Paul W. Downs (‘Hacks’) describes Jean Smart’s Deborah as ‘a big fish in a huge pond’ on tour in Season 2 [Exclusive Video Interview]

In the first season of HBO Max’s “Hacks,” stand-up comedian Deborah Vance, played by Emmy-winner Jean Smart, closes out her Las Vegas residency and plays her final show. “Hacks” co-creator, co-showrunner, executive producer, writer, director and co-star Paul W. Downs describes Vegas as Deborah’s “fortress,” one that the showrunners wanted to force her to leave in Season 2. Deborah hits the road to test out new material on tour in the new season, a situation that makes Deborah a “fish out of water” and “a big fish in a huge pond,” providing ample new opportunities for comedy. Watch our exclusive video interview above.

At its heart, “Hacks” is about the tumultuous relationship between Deborah and her writer Ava (Hannah Einbinder), a relationship the series makes even more complicated in its second season. Downs says the new episodes “allowed us to really evolve their relationship and deepen what we see between them.” Confining the two characters in a car and a tour bus as they travel cross-country, Downs explains, is a “crash course to get to know each other better” and “be vulnerable with each other.” “They really need each other, especially when they’re out in the middle of nowhere,” he adds.

WATCH our exclusive video interview with Emmy-nominee Carl Clemons-Hopkins about “Hacks” Season 2

Downs directed two of the eight episodes in the new season, and his choice of which episodes to helm behind the camera boils down to the logistics of the shoot schedule. Since Downs stars on the series as Deborah’s manager Jimmy, he occasionally has to direct an episode in which he stars. “All power to the actors who direct themselves,” he says, sharing that he prefers to direct ones in which he has little screen time. His experience in front of the camera does help when he directs: “I’m so lucky that I know what it’s like to get direction,” Downs notes, adding that as a performer he knows how to convey that “music and that rhythm and that timing” of a joke just right.

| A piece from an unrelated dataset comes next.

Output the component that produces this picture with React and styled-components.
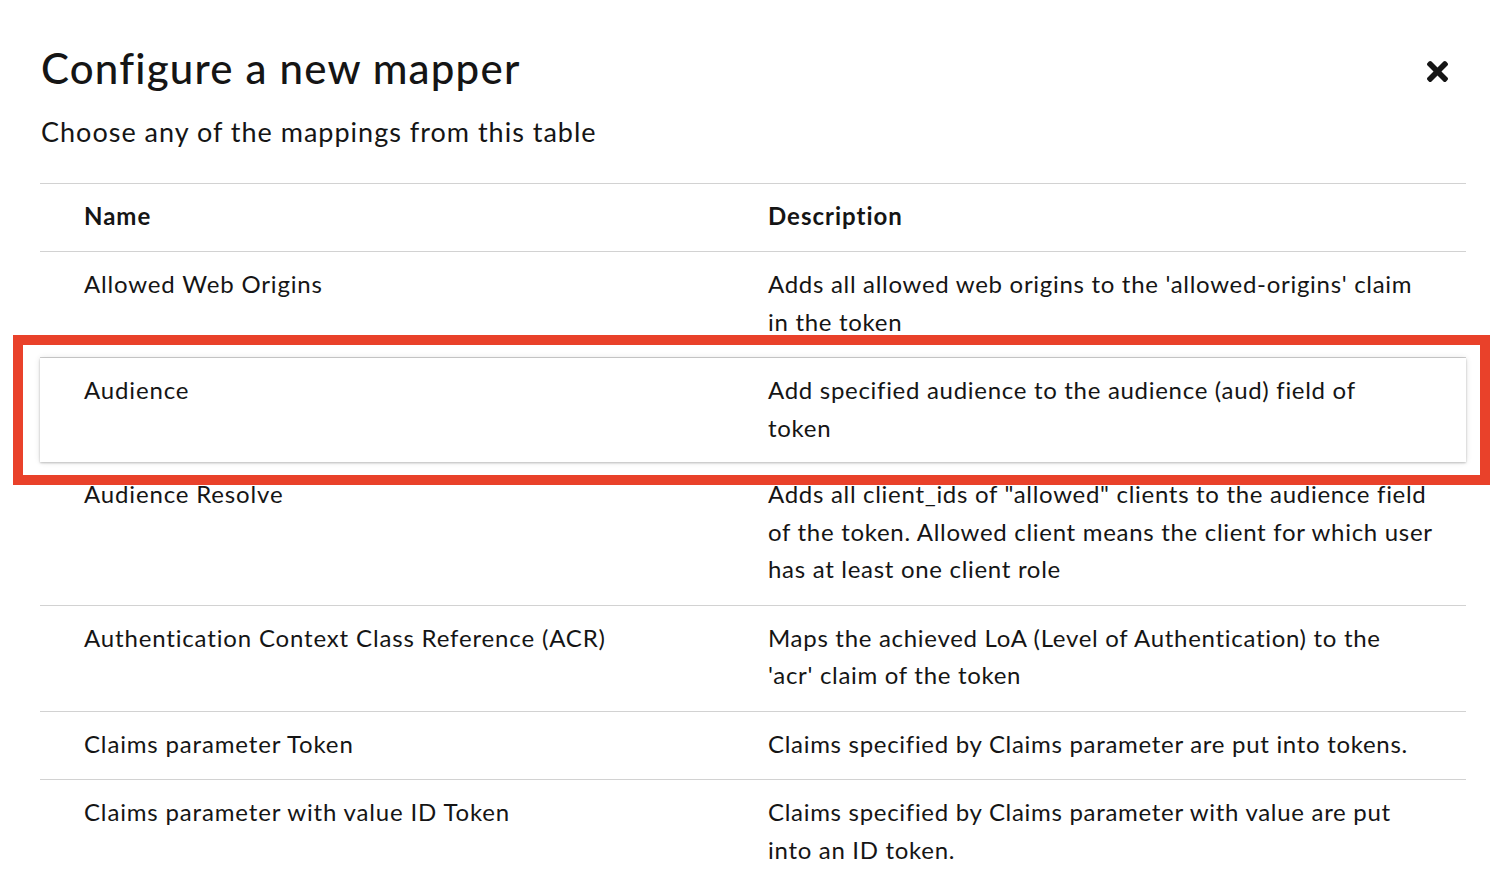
import styled, { createGlobalStyle } from "styled-components";

const GlobalStyle = createGlobalStyle`
    body {
        margin: 0;
        background: #ffffff;
        font-family: Lato, "Noto Sans", sans-serif;
        color: #151515;
    }
`

// descriptions are kept as the lines shown in the table
const mappers = [
    {
        name: "Allowed Web Origins",
        description: ["Adds all allowed web origins to the 'allowed-origins' claim", "in the token"],
    },
    {
        name: "Audience",
        description: ["Add specified audience to the audience (aud) field of", "token"],
        selected: true,
    },
    {
        name: "Audience Resolve",
        description: [
            "Adds all client_ids of \"allowed\" clients to the audience field",
            "of the token. Allowed client means the client for which user",
            "has at least one client role",
        ],
    },
    {
        name: "Authentication Context Class Reference (ACR)",
        description: ["Maps the achieved LoA (Level of Authentication) to the", "'acr' claim of the token"],
    },
    {
        name: "Claims parameter Token",
        description: ["Claims specified by Claims parameter are put into tokens."],
    },
    {
        name: "Claims parameter with value ID Token",
        description: ["Claims specified by Claims parameter with value are put", "into an ID token."],
    },
];

function CloseIcon() {
    return (
        <svg width="21" height="21" viewBox="0 80 352 352" fill="currentColor" aria-hidden="true">
            <path d="M242.72 256l100.07-100.07c12.28-12.28 12.28-32.19 0-44.48l-22.24-22.24c-12.28-12.28-32.19-12.28-44.48 0L176 189.28 75.93 89.21c-12.28-12.28-32.19-12.28-44.48 0L9.21 111.45c-12.28 12.28-12.28 32.19 0 44.48L109.28 256 9.21 356.07c-12.28 12.28-12.28 32.19 0 44.48l22.24 22.24c12.28 12.28 32.2 12.28 44.48 0L176 322.72l100.07 100.07c12.28 12.28 32.2 12.28 44.48 0l22.24-22.24c12.28-12.28 12.28-32.19 0-44.48L242.72 256z" />
        </svg>
    );
}

export default function App() {
    return (
        <>
            <GlobalStyle />
            <Modal>
                <Header>
                    <Title>Configure a new mapper</Title>
                    <CloseButton aria-label="Close">
                        <CloseIcon />
                    </CloseButton>
                </Header>
                <Subtitle>Choose any of the mappings from this table</Subtitle>

                <Table>
                    <HeadRow>
                        <HeadCell>Name</HeadCell>
                        <HeadCell>Description</HeadCell>
                    </HeadRow>
                    {mappers.map((m) => (
                        <Row key={m.name} $selected={m.selected}>
                            <NameCell>{m.name}</NameCell>
                            <DescCell>
                                {m.description.map((line) => (
                                    <Line key={line}>{line}</Line>
                                ))}
                            </DescCell>
                            {m.selected && <Highlight />}
                        </Row>
                    ))}
                </Table>
            </Modal>
        </>
    );
}

const Modal = styled.div`
    padding: 40px 40px 0 40px;
`

const Header = styled.div`
    display: flex;
    justify-content: space-between;
    align-items: center;
    height: 56px;
`

const Title = styled.h1`
    margin: 0 0 0 1px;
    font-size: 42px;
    line-height: 54px;
    font-weight: 500;
    letter-spacing: 1.2px;
`

const CloseButton = styled.button`
    display: flex;
    align-items: center;
    justify-content: center;
    width: 40px;
    height: 40px;
    margin: 6px 9px 0 0;
    padding: 0;
    border: none;
    background: transparent;
    color: #151515;
    cursor: pointer;
`

const Subtitle = styled.p`
    margin: 18px 0 0 1px;
    font-size: 27px;
    line-height: 36px;
    letter-spacing: 1px;
`

const Table = styled.div`
    margin-top: 33px;
    border-top: 1px solid #d2d2d2;
`

const HeadRow = styled.div`
    display: grid;
    grid-template-columns: 728px 1fr;
    padding: 13px 0 17px;
    border-bottom: 1px solid #d2d2d2;
`

const HeadCell = styled.div`
    font-size: 24px;
    line-height: 37px;
    font-weight: 700;
    letter-spacing: 1px;
    padding-left: 44px;

    & + & {
        padding-left: 0;
    }
`

const Row = styled.div`
    position: relative;
    display: grid;
    grid-template-columns: 728px 1fr;
    padding: ${(p) => (p.$selected ? "13px 0 16px" : "13px 0 17px")};
    border-bottom: ${(p) => (p.$selected ? "none" : "1px solid #d2d2d2")};
    background: #ffffff;
    z-index: ${(p) => (p.$selected ? 1 : 0)};
    box-shadow: ${(p) =>
        p.$selected
            ? "0 1px 2px rgba(3, 3, 3, 0.22), 0 0 6px rgba(3, 3, 3, 0.12)"
            : "none"};

    &:last-child {
        border-bottom: none;
    }
`

const NameCell = styled.div`
    padding-left: 44px;
    font-size: 24px;
    line-height: 37.5px;
    letter-spacing: 0.84px;
`

const DescCell = styled.div`
    padding-right: 16px;
    font-size: 24px;
    line-height: 37.5px;
    letter-spacing: 0.7px;
`

const Line = styled.span`
    display: block;
`

const Highlight = styled.div`
    position: absolute;
    top: -23px;
    left: -27px;
    right: -24px;
    bottom: -23px;
    border: 10px solid #e9412a;
    pointer-events: none;
`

On screen, Downs’ character Jimmy handles a lot of headaches, from his lovably incompetent assistant Kayla (Meg Stalter) to missteps from clients like Ava. Downs thinks Jimmy copes by doing “a lot of self-soothing,” and since he’s an Los Angeles baby that probably entails “a lot of acupuncture. He gets a massage every now and again, he does a ton of therapy.” Downs describes his frequent scene partner Stalter as a “live wire,” and he and fellow writers Lucia Aniello and Jen Statsky “write toward her strengths” as a performer.

For the first season, Downs won the Emmy for writing along with Aniello and Statsky. He describes that experience as “so surreal,” revealing that although they had a little comedic bit planned if they were to win the trophy, they were “honestly shocked” by the result. Looking back on that win now, he says the victory is “so gratifying” and he feels like they’re “cheating that we are writers and we are writing about two comedy writers.” As for his favorite episode from the new season, Downs has a hard time deciding between the season premiere and the season finale, the latter of which features “a lot of great turns.”